What I’m less on the fence about is that Another Crab’s Treasure could really use a patch. And I think that at least one has already come out! The first time I played the game, literally nothing would show up in my inventory, no matter how many items I collected. This problem has been fixed, but there are still a host of other bugs that need to be squashed: Sometimes getting hit by an attack to wrong way or stepping on the wrong piece of geometry will blast Krill into the stratosphere, Skyrim-style. Inputs will randomly get eaten (mostly jump and block, in my experience). Enemies may rarely spawn under a floor, where they can still hit you, but you can’t hit them. One time my bloodstain (to use Dark Souls terminology) simply didn’t spawn, cheating me out of being able to recover my souls. The framerate actually stops when loading a new area, even on PS5. All these problems -and several others that I didn’t list- are thankfully very rare, but the sheer amount makes them a little bit harder to choke down. If I didn’t like the game so darn much, I may have simply quit playing because it’s very, very buggy. I imagine this is how everyone else in the world must have experienced Pokémon Scarlet and Violet.

Oh, and, uh, the combat is good too. It’s incredibly basic at the start, but before long you’ll gain access to a skill tree that adds a ton of versatility to Kril’s movepool. And I can’t remember the last game I played where just about every single node on the skill tree is worth getting. Probably because I’ve been playing a lot of first-party Sony games over the last few years, where much of the skill trees feel like they were just mashed in because that’s what gamers expect. Kril also learns a bunch of special abilities along the way, though admittedly the ones I’ve been using most frequently are just glorified keys.

The last gameplay feature I want to touch on are the shells. With his shell stolen, Kril is easy prey for the vicious sea creatures he’ll face along his journey. So, he does what a hermit crab does best and finds other objects that he can use as a shell. Like bottle caps, rubber ducks, tin cans, and spent shotgun shells. Each of these shells has its own defensive power, hit point, weight, and special ability. Shells break if they take too much damage, but they’re scattered literally everywhere, so you never have an excuse to run around naked. There are 69 (nice) total shells to find in the game, which gives players a lot of choice in how they’d like to play. You can also insure your shell for a variable fee, which guarantees that you get to respawn with that same one each time you die. It’s a very nice feature! Especially since some of the best shells can only ever be found in one spot.
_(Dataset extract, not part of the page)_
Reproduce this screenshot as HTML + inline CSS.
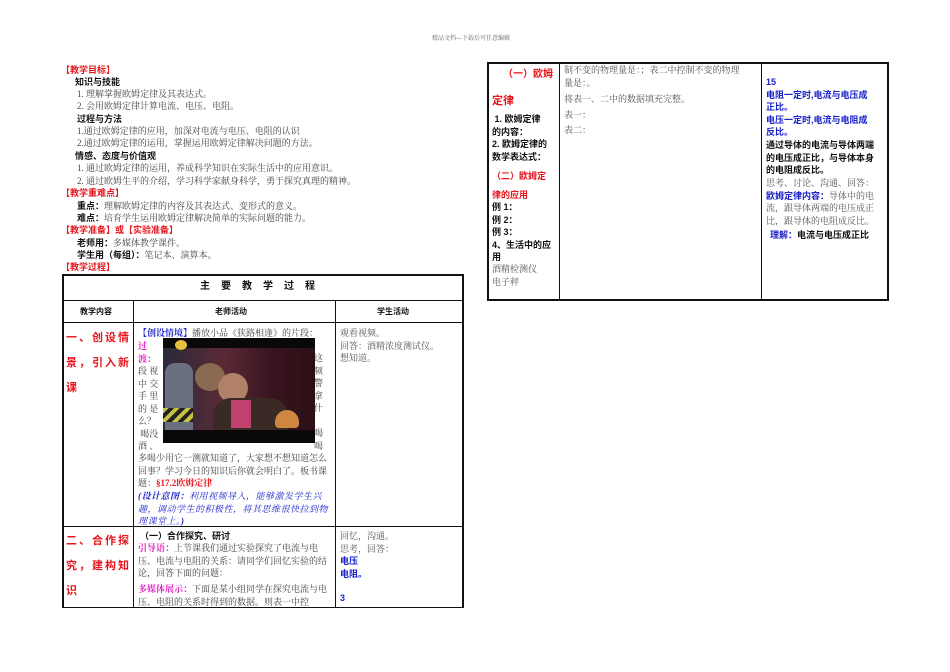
<!DOCTYPE html>
<html><head><meta charset="utf-8"><style>
body{margin:0;width:950px;height:672px;background:#fff;position:relative;overflow:hidden;font-family:"Liberation Serif","Noto Serif CJK SC","Noto Sans CJK SC",serif;font-size:9px;color:#444}
.a{position:absolute;white-space:nowrap;line-height:12px}
.r{color:#e8141c;font-weight:bold;font-family:"Liberation Sans","Noto Sans CJK SC",sans-serif}
.b{color:#111;font-weight:bold;font-family:"Liberation Sans","Noto Sans CJK SC",sans-serif}
.bl{color:#1a22c8;font-weight:bold;font-family:"Liberation Sans","Noto Sans CJK SC",sans-serif}
.m{color:#e020c0;font-weight:bold}
.ln{position:absolute;background:#111}
.g{color:#555}
</style></head><body>
<div class="a" style="left:432px;top:33px;font-size:6px;color:#666">精品文档---下载后可任意编辑</div>

<div class="a r" style="left:61px;top:64px">【教学目标】</div>
<div class="a b" style="left:75px;top:76px">知识与技能</div>
<div class="a" style="left:77px;top:88px">1. 理解掌握欧姆定律及其表达式。</div>
<div class="a" style="left:77px;top:100px">2. 会用欧姆定律计算电流、电压、电阻。</div>
<div class="a b" style="left:77px;top:113px">过程与方法</div>
<div class="a" style="left:77px;top:125px">1.通过欧姆定律的应用，加深对电流与电压、电阻的认识</div>
<div class="a" style="left:77px;top:137px">2.通过欧姆定律的运用，掌握运用欧姆定律解决问题的方法。</div>
<div class="a b" style="left:75px;top:150px">情感、态度与价值观</div>
<div class="a" style="left:77px;top:162px">1. 通过欧姆定律的运用，养成科学知识在实际生活中的应用意识。</div>
<div class="a" style="left:77px;top:175px">2. 通过欧姆生平的介绍，学习科学家献身科学，勇于探究真理的精神。</div>
<div class="a r" style="left:61px;top:187px">【教学重难点】</div>
<div class="a" style="left:77px;top:200px"><b class="b">重点：</b>理解欧姆定律的内容及其表达式、变形式的意义。</div>
<div class="a" style="left:77px;top:212px"><b class="b">难点：</b>培育学生运用欧姆定律解决简单的实际问题的能力。</div>
<div class="a r" style="left:61px;top:224px">【教学准备】或【实验准备】</div>
<div class="a" style="left:77px;top:237px"><b class="b">老师用：</b>多媒体教学课件。</div>
<div class="a" style="left:77px;top:249px"><b class="b">学生用（每组）：</b>笔记本、演算本。</div>
<div class="a r" style="left:61px;top:261px">【教学过程】</div>

<!-- left table -->
<div class="ln" style="left:62px;top:274px;width:401px;height:1.5px"></div>
<div class="ln" style="left:62px;top:300px;width:401px;height:1px"></div>
<div class="ln" style="left:62px;top:322px;width:401px;height:1px"></div>
<div class="ln" style="left:62px;top:526px;width:401px;height:1px"></div>
<div class="ln" style="left:62px;top:607px;width:401px;height:1px"></div>
<div class="ln" style="left:62px;top:274px;width:1.5px;height:334px"></div>
<div class="ln" style="left:462px;top:274px;width:1.5px;height:334px"></div>
<div class="ln" style="left:133px;top:300px;width:1px;height:308px"></div>
<div class="ln" style="left:335px;top:300px;width:1px;height:308px"></div>

<div class="a b" style="left:200px;top:281px;font-size:10px;letter-spacing:11px">主要教学过程</div>
<div class="a b" style="left:80px;top:306px;font-size:8px">教学内容</div>
<div class="a b" style="left:215px;top:306px;font-size:8px">老师活动</div>
<div class="a b" style="left:377px;top:306px;font-size:8px">学生活动</div>

<div class="a r" style="left:66px;top:326px;font-size:11px;line-height:25px;letter-spacing:2px">一、创设情<br>景，引入新<br>课</div>
<div class="a" style="left:138px;top:327px;line-height:12.5px;width:195px;white-space:normal"><b style="color:#1a22c8">【创设情境】</b>播放小品《狭路相逢》的片段：</div>
<div class="a" style="left:138px;top:340px;line-height:12.5px"><span class="m">过<br>渡：</span><br>段 视<br>中 交<br>手 里<br>的 是<br>么？<br>&nbsp;喝没<br>酒 、</div>
<div class="a" style="left:314px;top:352px;line-height:12.5px">这<br>频<br>警<br>拿<br>什<br><br>喝<br>喝</div>
<div style="position:absolute;left:163px;top:338px;width:152px;height:105px;background:#0a0808;overflow:hidden">
<div style="position:absolute;left:0;top:10px;width:152px;height:82px;background:linear-gradient(90deg,#2a2a3a,#5a2a35 40%,#3a1420 70%,#2a1015)"></div>
<div style="position:absolute;left:2px;top:25px;width:28px;height:67px;background:#6a7080;border-radius:10px 10px 0 0"></div>
<div style="position:absolute;left:0;top:70px;width:30px;height:14px;background:repeating-linear-gradient(135deg,#c8c040 0 4px,#222 4px 8px)"></div>
<div style="position:absolute;left:32px;top:25px;width:30px;height:28px;background:#8a6a50;border-radius:50%"></div>
<div style="position:absolute;left:55px;top:35px;width:30px;height:30px;background:#b08068;border-radius:50%"></div>
<div style="position:absolute;left:50px;top:60px;width:75px;height:32px;background:#3a2a25;border-radius:18px 18px 0 0"></div>
<div style="position:absolute;left:68px;top:62px;width:20px;height:28px;background:#c04070"></div>
<div style="position:absolute;left:112px;top:72px;width:24px;height:18px;background:#d08840;border-radius:12px 12px 4px 4px"></div>
<div style="position:absolute;left:12px;top:2px;width:12px;height:10px;background:#e8c040;border-radius:50%"></div>
</div>
<div class="a" style="left:138px;top:452px;line-height:12.5px;width:196px;white-space:normal">多喝少用它一测就知道了，大家想不想知道怎么回事？学习今日的知识后你就会明白了。板书课题：<b style="color:#e8141c">§17.2欧姆定律</b></div>
<div class="a" style="left:138px;top:490px;line-height:12.5px;width:196px;white-space:normal;color:#1a22c8;font-style:italic;letter-spacing:0.5px"><b>(设计意图：</b>利用视频导入，能够激发学生兴趣，调动学生的积极性，将其思维很快拉到物理课堂上。<b>)</b></div>

<div class="a g" style="left:340px;top:327px;line-height:12.5px">观看视频。<br>回答：酒精浓度测试仪。<br>想知道。</div>

<div class="a r" style="left:66px;top:529px;font-size:11px;line-height:25px;letter-spacing:2px">二、合作探<br>究，建构知<br>识</div>
<div class="a b" style="left:140px;top:530px">（一）合作探究、研讨</div>
<div class="a" style="left:138px;top:542px;line-height:12.5px;width:196px;white-space:normal"><span class="m">引导语：</span>上节课我们通过实验探究了电流与电压、电流与电阻的关系：请同学们回忆实验的结论，回答下面的问题：</div>
<div class="a" style="left:138px;top:583px;line-height:12.5px;width:196px;white-space:normal"><span class="m">多媒体展示：</span>下面是某小组同学在探究电流与电压、电阻的关系时得到的数据。则表一中控</div>
<div class="a g" style="left:340px;top:530px;line-height:12.5px">回忆，沟通。<br>思考，回答：<br><b class="bl">电压</b><br><b class="bl">电阻。</b></div>
<div class="a bl" style="left:340px;top:592px">3</div>

<!-- right table -->
<div class="ln" style="left:487px;top:62px;width:402px;height:1.5px"></div>
<div class="ln" style="left:487px;top:299px;width:402px;height:1.5px"></div>
<div class="ln" style="left:487px;top:62px;width:1.5px;height:239px"></div>
<div class="ln" style="left:887px;top:62px;width:1.5px;height:239px"></div>
<div class="ln" style="left:559px;top:62px;width:1px;height:239px"></div>
<div class="ln" style="left:761px;top:62px;width:1px;height:239px"></div>

<div class="a r" style="left:503px;top:69px;font-size:10px">（一）欧姆</div>
<div class="a r" style="left:492px;top:95px;font-size:11px">定律</div>
<div class="a b" style="left:492px;top:113px;line-height:12.5px">&nbsp;1. 欧姆定律<br>的内容：<br>2. 欧姆定律的<br>数学表达式：</div>
<div class="a r" style="left:492px;top:170px">（二）欧姆定</div>
<div class="a r" style="left:492px;top:189px">律的应用</div>
<div class="a b" style="left:492px;top:201px;line-height:12.5px">例 1：<br>例 2：<br>例 3：<br>4、生活中的应<br>用</div>
<div class="a g" style="left:492px;top:263px;line-height:12.5px">酒精检测仪<br>电子秤</div>

<div class="a g" style="left:564px;top:64px;line-height:12.5px">制不变的物理量是：；表二中控制不变的物理<br>量是：。</div>
<div class="a g" style="left:564px;top:93px">将表一、二中的数据填充完整。</div>
<div class="a g" style="left:564px;top:109px">表一：</div>
<div class="a g" style="left:564px;top:124px">表二：</div>

<div class="a bl" style="left:766px;top:76px;line-height:12.5px">15<br>电阻一定时,电流与电压成<br>正比。<br>电压一定时,电流与电阻成<br>反比。</div>
<div class="a b" style="left:766px;top:139px;line-height:12.5px">通过导体的电流与导体两端<br>的电压成正比，与导体本身<br>的电阻成反比。</div>
<div class="a g" style="left:766px;top:177px;line-height:12.5px">思考、讨论、沟通、回答：<br><b class="bl">欧姆定律内容：</b>导体中的电<br>流，跟导体两端的电压成正<br>比，跟导体的电阻成反比。</div>
<div class="a" style="left:770px;top:229px"><b class="bl">理解：</b><b class="b">电流与电压成正比</b></div>
</body></html>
What’s really excited me about Another Crab’s Treasure is, as it is with many games, the exploration factor. I find that quite often these days, my greatest joy from video games is simply passing through their worlds, taking in all the scenery, meeting the people, looking for little out-of-the-way places that may or may not hold a secret. I would almost say that I’m more interested in touring and learning about game worlds than anything else. This is no exception: the different biomes are distinct and interesting, there are tons of details and secrets everywhere, and even the lore is surprisingly deep for such a cute game.
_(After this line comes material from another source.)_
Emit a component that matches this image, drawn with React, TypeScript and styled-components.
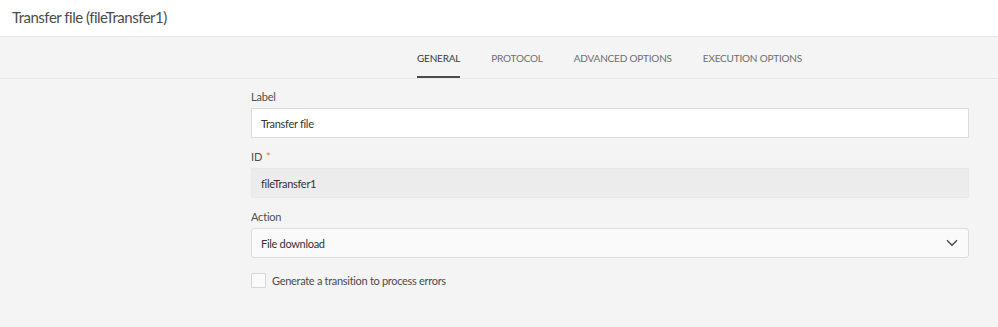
import React, { useState } from "react";
import styled, { createGlobalStyle } from "styled-components";

const GlobalStyle = createGlobalStyle`
  html, body {
    margin: 0;
    padding: 0;
    background: #f4f4f4;
    font-family: Lato, "Open Sans", sans-serif;
    color: #4b4b4b;
  }
`;

const Page = styled.div`
  width: 998px;
  height: 327px;
  display: flex;
  flex-direction: column;
  background: #f4f4f4;
  overflow: hidden;
`;

const Header = styled.div`
  height: 37px;
  background: #fff;
  border-bottom: 1px solid #e6e6e6;
  display: flex;
  align-items: center;
  padding: 0 0 2px 12px;
  box-sizing: border-box;
  font-size: 15px;
  letter-spacing: -0.5px;
  color: #4b4b4b;
`;

const TabBar = styled.div`
  height: 42px;
  border-bottom: 1px solid #e9e9e9;
  display: flex;
  justify-content: center;
  padding-left: 221px;
  box-sizing: border-box;
  gap: 31px;
`;

const Tab = styled.div<{ active?: boolean }>`
  display: flex;
  align-items: center;
  font-size: 10px;
  letter-spacing: -0.2px;
  color: ${(p) => (p.active ? "#3a3a3a" : "#6e6e6e")};
  border-bottom: 2px solid ${(p) => (p.active ? "#4b4b4b" : "transparent")};
  padding-top: 3px;
  cursor: pointer;
`;

const Form = styled.div`
  padding: 8px 29px 0 251px;
  display: flex;
  flex-direction: column;
`;

const FieldLabel = styled.div`
  font-size: 11px;
  letter-spacing: -0.2px;
  color: #505050;
  height: 18px;
  display: flex;
  align-items: center;
  margin-bottom: 3px;
  span {
    color: #e68619;
    margin-left: 4px;
  }
`;

const Field = styled.div<{ readOnly?: boolean; select?: boolean }>`
  height: 30px;
  box-sizing: border-box;
  border: 1px solid ${(p) => (p.readOnly ? "#e8e8e8" : "#dcdcdc")};
  background: ${(p) => (p.readOnly ? "#ececec" : p.select ? "#fafafa" : "#fff")};
  border-radius: ${(p) => (p.select ? "3px" : "0")};
  display: flex;
  align-items: center;
  justify-content: space-between;
  padding: 0 10px 0 9px;
  font-size: 11px;
  letter-spacing: -0.3px;
  color: #333;
  margin-bottom: 9px;
`;

const CheckRow = styled.label`
  display: flex;
  align-items: center;
  gap: 6px;
  margin-top: 6px;
  font-size: 11px;
  letter-spacing: -0.3px;
  color: #4b4b4b;
`;

const Box = styled.div`
  width: 15px;
  height: 15px;
  box-sizing: border-box;
  border: 1px solid #d5d5d5;
  background: #fafafa;
  border-radius: 1px;
`;

const tabs = ["GENERAL", "PROTOCOL", "ADVANCED OPTIONS", "EXECUTION OPTIONS"];

export default function App() {
  const [active, setActive] = useState(0);
  return (
    <Page>
      <GlobalStyle />
      <Header>Transfer file (fileTransfer1)</Header>
      <TabBar>
        {tabs.map((t, i) => (
          <Tab key={t} active={i === active} onClick={() => setActive(i)}>
            {t}
          </Tab>
        ))}
      </TabBar>
      <Form>
        <FieldLabel>Label</FieldLabel>
        <Field>Transfer file</Field>
        <FieldLabel>
          ID<span>*</span>
        </FieldLabel>
        <Field readOnly>fileTransfer1</Field>
        <FieldLabel>Action</FieldLabel>
        <Field select>
          File download
          <svg width="12" height="8" viewBox="0 0 12 8">
            <path d="M1 1.2 L6 6.2 L11 1.2" fill="none" stroke="#4b4b4b" strokeWidth="1.5" />
          </svg>
        </Field>
        <CheckRow>
          <Box />
          Generate a transition to process errors
        </CheckRow>
      </Form>
    </Page>
  );
}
I haven’t finished Another Crab’s Treasure yet, but it feels like the story must be coming to a close soon. I would estimate my current playtime at about 15 hours, and HLTB puts the average time to finish the game at 13ish hours, so you can tell that I’m savoring it. That and/or I’m not particularly good at Souls-likes. But I am having a great time! I bought this game on a whim because it was cute and is all about crabs, and I have zero regrets. I might even play it again sometime! So, while I don’t often say this so blatantly, please support Aggro Crab and go buy this game. For a team of less than 20 people, they did a stellar job (aside from the bugs) and I’d like to see them have the opportunity to make more games.